***** Supplied data

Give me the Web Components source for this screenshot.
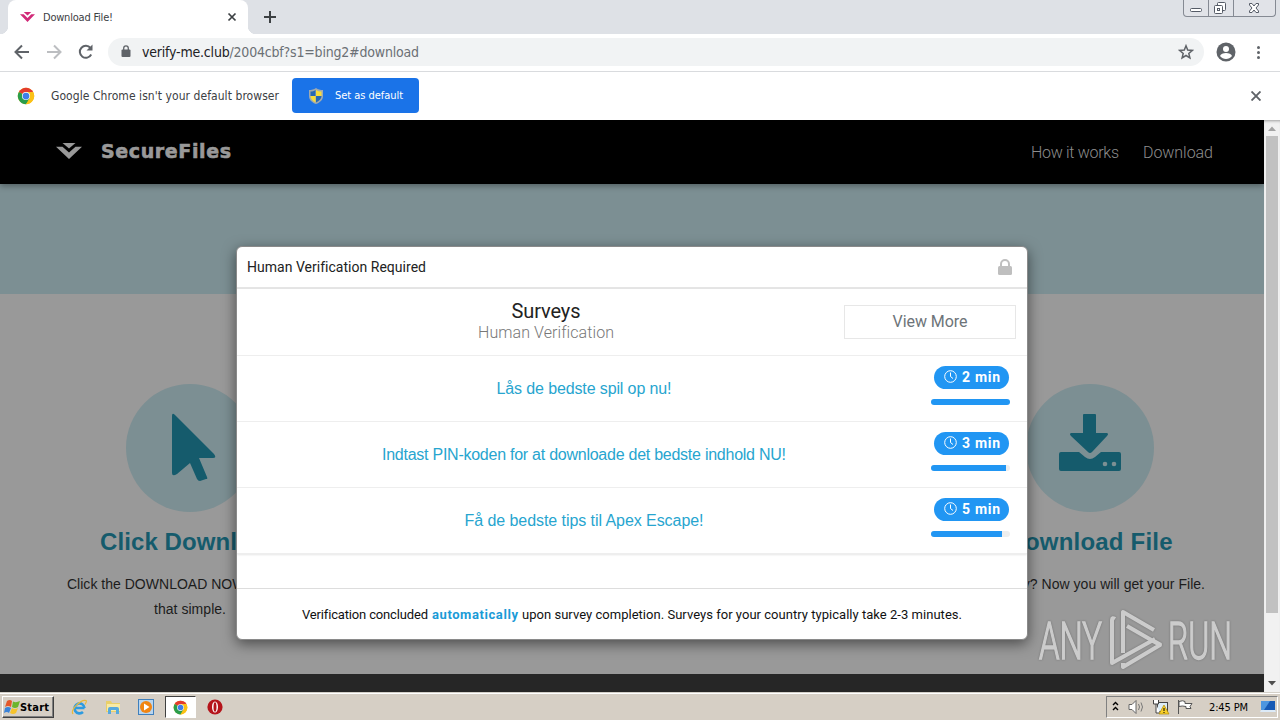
<!DOCTYPE html>
<html lang="en">
<head>
<meta charset="utf-8">
<title>Download File!</title>
<style>
    body {
        margin: 0;
        width: 1280px;
        height: 720px;
        overflow: hidden;
        display: flex;
        flex-direction: column;
        font-family: "Liberation Sans", sans-serif;
    }
</style>
</head>
<body>
<tab-strip><fit-text w="70">Download File!</fit-text></tab-strip>
<address-bar>
    <fit-text w="277"><span style="color:#202124">verify-me.club</span>/2004cbf?s1=bing2#download</fit-text>
</address-bar>
<info-bar>
    <fit-text w="228">Google Chrome isn't your default browser</fit-text>
    <fit-text slot="action" w="68">Set as default</fit-text>
</info-bar>
<page-view>
    <site-header>
        <fit-text slot="brand" w="130">SecureFiles</fit-text>
        <fit-text w="88">How it works</fit-text>
        <fit-text w="70">Download</fit-text>
    </site-header>
    <step-card slot="step" icon="cursor">
        <fit-text slot="title" w="180">Click Download</fit-text>
        <fit-text w="246">Click the DOWNLOAD NOW button, it's</fit-text>
        <fit-text w="72">that simple.</fit-text>
    </step-card>
    <step-card slot="step" icon="drive">
        <fit-text slot="title" w="165">Download File</fit-text>
        <fit-text w="230">All ready? Now you will get your File.</fit-text>
    </step-card>
    <survey-modal slot="modal">
        <fit-text slot="heading" w="179">Human Verification Required</fit-text>
        <fit-text slot="title" w="69">Surveys</fit-text>
        <fit-text slot="subtitle" w="136">Human Verification</fit-text>
        <fit-text slot="more" w="75">View More</fit-text>
        <survey-row fill="100"><fit-text w="175">Lås de bedste spil op nu!</fit-text><fit-text slot="time" w="38">2 min</fit-text></survey-row>
        <survey-row fill="95"><fit-text w="404">Indtast PIN-koden for at downloade det bedste indhold NU!</fit-text><fit-text slot="time" w="38">3 min</fit-text></survey-row>
        <survey-row fill="90"><fit-text w="239">Få de bedste tips til Apex Escape!</fit-text><fit-text slot="time" w="38">5 min</fit-text></survey-row>
        <fit-text slot="footer" w="126">Verification concluded</fit-text>
        <fit-text slot="footer" w="86" style="font-weight:bold;color:#1a9bd7">automatically</fit-text>
        <fit-text slot="footer" w="440">upon survey completion. Surveys for your country typically take 2-3 minutes.</fit-text>
    </survey-modal>
    <run-watermark slot="modal"></run-watermark>
</page-view>
<task-bar>
    <fit-text slot="start" w="29">Start</fit-text>
    <fit-text slot="clock" w="39">2:45 PM</fit-text>
</task-bar>

<script>
const TAHOMA = `"DejaVu Sans Condensed", "DejaVu Sans", sans-serif`;

const CHROME_ICON = `
    <circle cx="12" cy="12" r="11" fill="#fbc116"/>
    <path d="M12 12 2.500 6.500A11 11 0 0 1 21.500 6.500Z" fill="#e33b2e"/>
    <path d="M12 12 2.500 6.500A11 11 0 0 0 12 23l5-8Z" fill="#2a9d4b"/>
    <path d="M12 6.500h9.500A11 11 0 0 1 12 23l5-8Z" fill="#fbc116"/>
    <circle cx="12" cy="12" r="5.400" fill="#fff"/><circle cx="12" cy="12" r="4.500" fill="#3f7ee8"/>`;

const BRAND_ICON = `
    <path d="M0 4h7l7 6 7-6h7L14 17Z"/><path d="M7 0h14l-7 5.800Z"/>`;

// Registers an element whose shadow root is filled by render(element)
function define(name, render) {
    customElements.define(name, class extends HTMLElement {
        constructor() {
            super();
            this.attachShadow({ mode: 'open' });
            this.shadowRoot.innerHTML = render(this);
        }
    });
}

// Text tracked to a given width
customElements.define('fit-text', class extends HTMLElement {
    constructor() {
        super();
        this.attachShadow({ mode: 'open' });
        this.shadowRoot.innerHTML = `
            <style>
                :host { display: inline-block; white-space: nowrap; font-variant-ligatures: none; }
            </style><slot></slot>`;
    }

    fit() {
        const count = this.textContent.length;
        const gap = (this.getAttribute('w') - this.getBoundingClientRect().width) / (count - 1);
        this.style.letterSpacing = gap + 'px';
        this.style.marginRight = -gap + 'px';
    }
});

define('tab-strip', () => `
    <style>
        :host { display: flex; height: 34px; background: #dee1e6; padding-left: 8px; flex: none; align-items: stretch; font: 11px ${TAHOMA}; font-stretch: condensed; color: #3c4043; }
        .tab { width: 240px; box-sizing: border-box; background: #fff; border-radius: 8px 8px 0 0; display: flex; align-items: center; padding: 0 11px 0 12px; position: relative; }
        .tab::before, .tab::after { content: ""; position: absolute; bottom: 0; width: 8px; height: 8px; }
        .tab::before { left: -8px; background: radial-gradient(circle at 0 0, transparent 8px, #fff 8.500px); }
        .tab::after { right: -8px; background: radial-gradient(circle at 100% 0, transparent 8px, #fff 8.500px); }
        .brand { margin-right: 8px; }
        .close { margin-left: auto; }
        .new { margin: 10px 0 0 15px; }
        .window { margin: 0 4px 0 auto; display: flex; width: 93px; height: 17px; box-sizing: border-box; border: 1px solid #858a93; border-top: 0; border-radius: 0 0 4px 4px; background: #e1e3e8; }
    </style>
    <div class="tab">
        <svg class="brand" width="15" height="10" viewBox="0 0 28 17" preserveAspectRatio="none" fill="#d12a78">${BRAND_ICON}</svg>
        <slot></slot>
        <svg class="close" width="10" height="10" stroke="#3c4043" stroke-width="1.700"><path d="m1.500 1.500 7 7M8.500 1.500l-7 7"/></svg>
    </div>
    <svg class="new" width="14" height="14" stroke="#3c4043" stroke-width="2"><path d="M7 1v12M1 7h12"/></svg>
    <div class="window">
        <svg width="91" height="16" fill="#fff" stroke="#555b66">
            <path d="M24.500 0v16M49.500 0v16" stroke="#858a93"/>
            <rect x="6.500" y="8.500" width="11" height="3" rx="1"/>
            <rect x="33.500" y="2.500" width="8" height="8" rx="1"/><rect x="30.500" y="5.500" width="8" height="8" rx="1"/><rect x="33.500" y="8.500" width="2" height="2"/>
            <path d="M65.500 3.500h2.500l2 2.500 2-2.500h2.500V5L72 8l2.500 3v1.500H72L70 10l-2 2.500h-2.500V11L68 8l-2.500-3Z"/>
        </svg>
    </div>`);

define('address-bar', () => `
    <style>
        :host { display: flex; flex: none; box-sizing: border-box; height: 38px; background: #fff; border-bottom: 1px solid #d9dbde; align-items: center; padding: 0 13px 2px 14px; font: 14px ${TAHOMA}; font-stretch: condensed; color: #6b7075; }
        .nav { flex: none; margin-right: 14px; }
        .box { flex: 1; height: 28px; border-radius: 14px; background: #f1f3f4; display: flex; align-items: center; padding: 0 10px 0 13px; }
        .lock { margin-right: 11px; }
        .star { margin-left: auto; }
        .user { margin: 0 14px 0 12px; }
    </style>
    <svg class="nav" width="80" height="18" fill="none" stroke="#5f6368" stroke-width="2">
        <path d="M15 9H2.500M8 2.500 1.500 9 8 15.500"/>
        <path d="M33 9h12.500M40 2.500 46.500 9 40 15.500" stroke="#bcbec1"/>
        <path d="M77.200 11.500A6 6 0 1 1 76.500 5"/><path d="M78.500 1.500v6h-6Z" fill="#5f6368" stroke="none"/>
    </svg>
    <div class="box">
        <svg class="lock" width="10" height="13" fill="#5f6368"><rect x=".5" y="4.500" width="9" height="7.500" rx="1"/><path d="M2.700 5V3.200a2.300 2.300 0 0 1 4.600 0V5" fill="none" stroke="#5f6368" stroke-width="1.300"/></svg>
        <slot></slot>
        <svg class="star" width="16" height="16" viewBox="0 0 16 16" fill="none" stroke="#5f6368" stroke-width="1.500"><path d="m8 1.800 1.700 4.300 4.600.3-3.500 3 1.100 4.500L8 11.500l-3.900 2.400 1.100-4.500-3.500-3 4.600-.3Z"/></svg>
    </div>
    <svg class="user" width="20" height="20"><circle cx="10" cy="10" r="9.500" fill="#5f6368"/><circle cx="10" cy="7" r="3" fill="#fff"/><path d="M4 14c1-4 11-4 12 0-3 4-9 4-12 0Z" fill="#fff"/></svg>
    <svg width="17" height="16" fill="#5f6368"><circle cx="8.500" cy="3.500" r="1.500"/><circle cx="8.500" cy="8.500" r="1.500"/><circle cx="8.500" cy="13.500" r="1.500"/></svg>`);

define('info-bar', () => `
    <style>
        :host { display: flex; flex: none; height: 48px; background: #fff; align-items: center; padding: 0 19px 0 17px; font: 12px ${TAHOMA}; font-stretch: condensed; color: #3c4043; }
        .text { margin: 0 13px 0 16px; }
        .button { width: 127px; height: 35px; margin-bottom: 1px; box-sizing: border-box; border-radius: 4px; background: #1a73e8; color: #fff; display: flex; align-items: center; padding-left: 17px; gap: 12px; font-size: 11px; }
        .close { margin-left: auto; }
    </style>
    <svg width="18" height="18" viewBox="0 0 24 24">${CHROME_ICON}</svg>
    <span class="text"><slot></slot></span>
    <div class="button">
        <svg width="14" height="16"><path d="M7 0c2 1.500 4.500 2 7 2v6c0 4-3 6.500-7 8-4-1.500-7-4-7-8V2c2.500 0 5-.5 7-2Z" fill="#9faab0"/><path d="M6.500 2v6H1.500V3.500C3.500 3.500 5 3 6.500 2Z" fill="#2768b4"/><path d="M7 2c2 1 3.500 1.500 5.500 1.500V8H7Z" fill="#f7dc3b"/><path d="M1.500 8h5v6.500c-3-1.500-5-3.500-5-6.500Z" fill="#f7dc3b"/><path d="M7 8h5.500c0 3-2.500 5-5.500 6.500Z" fill="#2768b4"/></svg>
        <slot name="action"></slot>
    </div>
    <svg class="close" width="10" height="10" stroke="#5f6368" stroke-width="1.900"><path d="m.5.5 9 9M9.500.5l-9 9"/></svg>`);

define('page-view', () => `
    <style>
        :host { display: flex; flex: none; height: 572px; position: relative; }
        main { flex: 1; background: #999; display: flex; flex-direction: column; overflow: hidden; }
        .hero { height: 110px; background: #7c8f93; }
        .steps { flex: 1; display: flex; justify-content: space-between; padding: 90px 24px 0 40px; }
        .foot { height: 18px; background: #262626; }
        .bar { width: 16px; background: #f1f1f1; display: flex; flex-direction: column; align-items: center; box-shadow: inset 0 3px 3px -2px rgba(0,0,0,.35); }
        .thumb { width: 12px; height: 477px; background: #c1c1c1; }
        .bar svg { display: block; }
        .down { margin-top: auto; }
    </style>
    <main>
        <slot></slot>
        <div class="hero"></div>
        <div class="steps"><slot name="step"></slot></div>
        <div class="foot"></div>
    </main>
    <div class="bar">
        <svg width="16" height="16" fill="#a3a3a3"><path d="m4 11 4-4.500 4 4.500Z"/></svg>
        <div class="thumb"></div>
        <svg class="down" width="16" height="17" fill="#505050"><path d="m4 6 4 4.500L12 6Z"/></svg>
    </div>
    <slot name="modal"></slot>`);

define('site-header', () => `
    <style>
        :host { display: flex; flex: none; height: 64px; box-sizing: border-box; background: #000; align-items: center; padding: 0 51px 2px 56px; color: #8d8d8d; font: 300 16px Roboto, sans-serif; box-shadow: 0 2px 6px rgba(0,0,0,.35); position: relative; }
        .brand { font: bold 19px "DejaVu Sans", sans-serif; color: #999; -webkit-text-stroke: .6px #999; margin: 0 auto 0 19px; }
        nav { display: flex; gap: 24px; padding-top: 3px; }
    </style>
    <svg width="26" height="16" viewBox="0 0 28 17" fill="#999">${BRAND_ICON}</svg>
    <span class="brand"><slot name="brand"></slot></span>
    <nav><slot></slot></nav>`);

const STEP_ICONS = {
    cursor: `<path d="M46 32q0-4 3-1l39 39q3 4-1 4H73l8 19q1 2-1 2l-6 2q-2 0-3-2l-7-16-13 11q-5 3-5-1Z"/>`,
    drive: `<path d="M57 31q0-1 1-1h11q1 0 1 1v18h11q2 1 0 3L66 68q-2 2-4 0L45 52q-2-2 0-3h12Z"/>
        <path d="M35 68h18l6 5q5 4 10 0l6-5h18q2 0 2 2v15q0 2-2 2H35q-2 0-2-2V70q0-2 2-2Z"/><circle cx="79" cy="80" r="2.300" fill="#7c8f93"/><circle cx="88" cy="80" r="2.300" fill="#7c8f93"/>`
};

define('step-card', el => `
    <style>
        :host { display: flex; width: 300px; flex-direction: column; align-items: center; color: #1c1c1c; font: 14px/25px "Liberation Sans", sans-serif; }
        .disc { display: block; flex: none; border-radius: 50%; background: #7c8f93; }
        h3 { margin: 15px 0 15px; font: bold 24px/30px "Liberation Sans", sans-serif; color: #155b6c; }
    </style>
    <svg class="disc" width="128" height="128" fill="#155b6c">${STEP_ICONS[el.getAttribute('icon')]}</svg>
    <h3><slot name="title"></slot></h3>
    <slot></slot>`);

define('survey-modal', () => `
    <style>
        :host { position: absolute; left: 236px; top: 126px; width: 792px; height: 394px; box-sizing: border-box; border: 1px solid #8a8a8a; border-radius: 6px; background: #fff; box-shadow: 0 4px 14px rgba(0,0,0,.5); display: flex; flex-direction: column; font-family: Roboto, sans-serif; color: #222; overflow: hidden; }
        header { height: 40px; border-bottom: 2px solid #e5e5e5; display: flex; align-items: center; justify-content: space-between; padding: 0 15px 0 10px; font-size: 14px; }
        .top { height: 66px; border-bottom: 1px solid #eee; display: flex; align-items: center; padding: 0 11px; }
        .titles { flex: 1; display: flex; flex-direction: column; align-items: center; font-size: 20px; line-height: 22px; padding-bottom: 1px; }
        .sub { font-size: 16px; font-weight: 300; color: #777; }
        .more { width: 172px; height: 34px; box-sizing: border-box; border: 1px solid #e7e7e7; display: flex; align-items: center; justify-content: center; font-size: 16px; color: #6d7479; padding-bottom: 2px; }
        footer { margin-top: auto; height: 50px; border-top: 1px solid #ddd; display: flex; align-items: center; justify-content: center; gap: 4px; font-size: 13px; color: #111; }
        .list { box-shadow: 0 1px 2px rgba(0,0,0,.1); }
    </style>
    <header>
        <slot name="heading"></slot>
        <svg width="14" height="16" fill="#bfbfbf"><rect y="7" width="14" height="9" rx="1.500"/><path d="M3 7V5a4 4 0 0 1 8 0v2" fill="none" stroke="#bfbfbf" stroke-width="2"/></svg>
    </header>
    <div class="list">
        <div class="top">
            <div class="titles"><slot name="title"></slot><span class="sub"><slot name="subtitle"></slot></span></div>
            <div class="more"><slot name="more"></slot></div>
        </div>
        <slot></slot>
    </div>
    <footer><slot name="footer"></slot></footer>`);

define('survey-row', el => `
    <style>
        :host { display: flex; height: 65px; border-bottom: 1px solid #eee; padding: 0 17px 0 11px; color: #27a5cf; font: 16px "Liberation Sans", sans-serif; }
        .link { flex: 1; display: flex; align-items: center; justify-content: center; }
        .time { width: 79px; margin-left: 11px; padding-top: 10px; }
        .pill { margin-left: 3px; width: 75px; height: 23px; box-sizing: border-box; border-radius: 12px; background: #2196f3; color: #fff; display: flex; align-items: center; padding: 0 0 2px 10px; gap: 5px; font: bold 14px Roboto, sans-serif; }
        .track { margin-top: 10px; height: 6px; border-radius: 3px; background: #eee; overflow: hidden; }
        .fill { height: 6px; background: #2196f3; width: ${el.getAttribute('fill')}%; }
    </style>
    <div class="link"><slot></slot></div>
    <div class="time">
        <div class="pill"><svg width="13" height="13" fill="none" stroke="#fff"><circle cx="6.500" cy="6.500" r="5.800"/><path d="M6.500 2.500v4l2.500 2"/></svg><slot name="time"></slot></div>
        <div class="track"><div class="fill"></div></div>
    </div>`);

define('run-watermark', () => `
    <style>
        :host { position: absolute; left: 1026px; top: 482px; width: 220px; height: 80px; opacity: .5; }
        svg { display: block; filter: drop-shadow(0 0 1px rgba(0,0,0,.5)); }
        text { font: 300 52px Roboto, sans-serif; stroke-width: 1.500px; }
    </style>
    <svg width="220" height="80" viewBox="-10 -6 220 80" fill="#fff" stroke="#fff">
        <text x="3" y="51" textLength="63" lengthAdjust="spacingAndGlyphs">ANY</text>
        <text x="132" y="51" textLength="64" lengthAdjust="spacingAndGlyphs">RUN</text>
        <path d="M79 11q-3-2-3 1v43l43-24M118 22 87 4v41M91 18l33 19-37 22v-4M125 37l-9-5" fill="none" stroke-width="4" stroke-linejoin="round"/>
    </svg>`);

define('task-bar', () => `
    <style>
        :host { display: flex; flex: none; height: 28px; box-sizing: border-box; background: #d6cfc5; border-top: 1px solid #d4d0c8; box-shadow: inset 0 1px #fff; align-items: center; padding: 1px 2px 0 2px; font: 11px ${TAHOMA}; font-stretch: condensed; color: #000; }
        .start { width: 52px; height: 22px; box-sizing: border-box; border: 1px solid #fff; border-right-color: #404040; border-bottom-color: #404040; box-shadow: inset -1px -1px #808080; display: flex; align-items: center; padding-left: 1px; font-weight: bold; }
        .apps { display: flex; align-items: center; margin-left: 17px; }
        .apps svg { margin-right: 17px; }
        .active { width: 31px; height: 22px; box-sizing: border-box; background: #fff; border: 1px solid #404040; border-right-color: #fff; border-bottom-color: #fff; margin: 0 11px 0 -6px; display: flex; align-items: center; justify-content: center; }
        .apps .active svg { margin: 0; }
        .tray { margin-left: auto; width: 172px; height: 22px; box-sizing: border-box; border: 1px solid #808080; border-right-color: #fff; border-bottom-color: #fff; display: flex; align-items: center; padding-left: 4px; }
        .screen { margin-left: 12px; }
    </style>
    <div class="start">
        <svg width="16" height="16"><path d="M3 2q3-2 5 0L7 8Q4 6 1 8Z" fill="#e4572a"/><path d="M9 2.500q3 1.500 7-.5L14 8q-3 2-6 0Z" fill="#6cb52d"/><path d="M1 9q3-2 6 0l-2 5q-2-2-5 0Z" fill="#3b83d8"/><path d="M8 9q3 2 6 0l-2 5q-3 2-6 0Z" fill="#f6c32b"/></svg>
        <slot name="start"></slot>
    </div>
    <div class="apps">
        <svg width="17" height="17" fill="none"><path d="M13.500 9H4.500M13.500 9a5 5 0 1 0-1.500 4" stroke="#2e9be0" stroke-width="2.600"/><path d="M2 15C-1 11 10 0 15 1.500q1 1-1 4" stroke="#e9b93a" stroke-width="1.200"/></svg>
        <svg width="16" height="16"><path d="M1 2h5l1 2h8v9H1Z" fill="#e9cf6a"/><path d="M2 5h13v7H2Z" fill="#f8eaa5"/><path d="M3 15v-5q0-2 2-2h7q2 0 2 2v5h-3v-4H6v4Z" fill="#57a9dd"/></svg>
        <svg width="16" height="16"><rect x=".5" y=".5" width="15" height="15" fill="#b9d5ee" stroke="#3f80bd"/><circle cx="8" cy="8" r="6" fill="#f18512"/><path d="M6 4.500 11.500 8 6 11.500Z" fill="#fff"/></svg>
        <div class="active"><svg width="15" height="15" viewBox="0 0 24 24">${CHROME_ICON}</svg></div>
        <svg width="16" height="16"><circle cx="8" cy="8" r="7.600" fill="#b5141b"/><ellipse cx="8" cy="8" rx="3" ry="5.500" fill="#fff"/><ellipse cx="8" cy="8" rx="1.500" ry="4.800" fill="#b5141b"/></svg>
    </div>
    <div class="tray">
        <svg width="98" height="18" fill="none" stroke="#000">
            <path d="m2 7 2.500-2.500L7 7M2 12l2.500-2.500L7 12" stroke-width="1.400"/>
            <path d="M18 6.500h3l4-4v13l-4-4h-3Z" fill="#fff" stroke="#666"/><path d="M27.500 6q2 3 0 6M30 4.500q3 4.500 0 9" stroke="#777"/>
            <rect x="46.500" y="4.500" width="10" height="9" fill="#dcecf6" stroke="#444"/><path d="M42.500 2v4h5V2M45 6v9h4" stroke="#444" fill="#fff"/><path d="m53 7 5 9H48Z" fill="#f8cf2a" stroke="#b28a00" stroke-width=".7"/><path d="M53 10v3m0 1v1"/>
            <path d="M67.500 2v14" stroke="#555"/><path d="M68 3.500q4-1.500 6 0v2h7l-2 3 1 2h-5v-2q-4-1-7 0Z" fill="#fff" stroke="#555"/>
        </svg>
        <slot name="clock"></slot>
        <svg class="screen" width="16" height="16"><path d="M1 2h14v9H1Z" fill="#1659b5"/><path d="M1 2h9L4 11H1Z" fill="#4d96e0"/><path d="M1 11h14l1 2H0Z" fill="#dceaf7"/></svg>
    </div>`);

document.querySelectorAll('fit-text').forEach(el => el.fit());
</script>
</body>
</html>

**********

Report every line in the data above in which the word "this" appears.

> **Exercise output**:
Give me the Web Components source for this screenshot.
            this.attachShadow({ mode: 'open' });
            this.shadowRoot.innerHTML = render(this);
        this.attachShadow({ mode: 'open' });
        this.shadowRoot.innerHTML = `
        const count = this.textContent.length;
        const gap = (this.getAttribute('w') - this.getBoundingClientRect().width) / (count - 1);
        this.style.letterSpacing = gap + 'px';
        this.style.marginRight = -gap + 'px';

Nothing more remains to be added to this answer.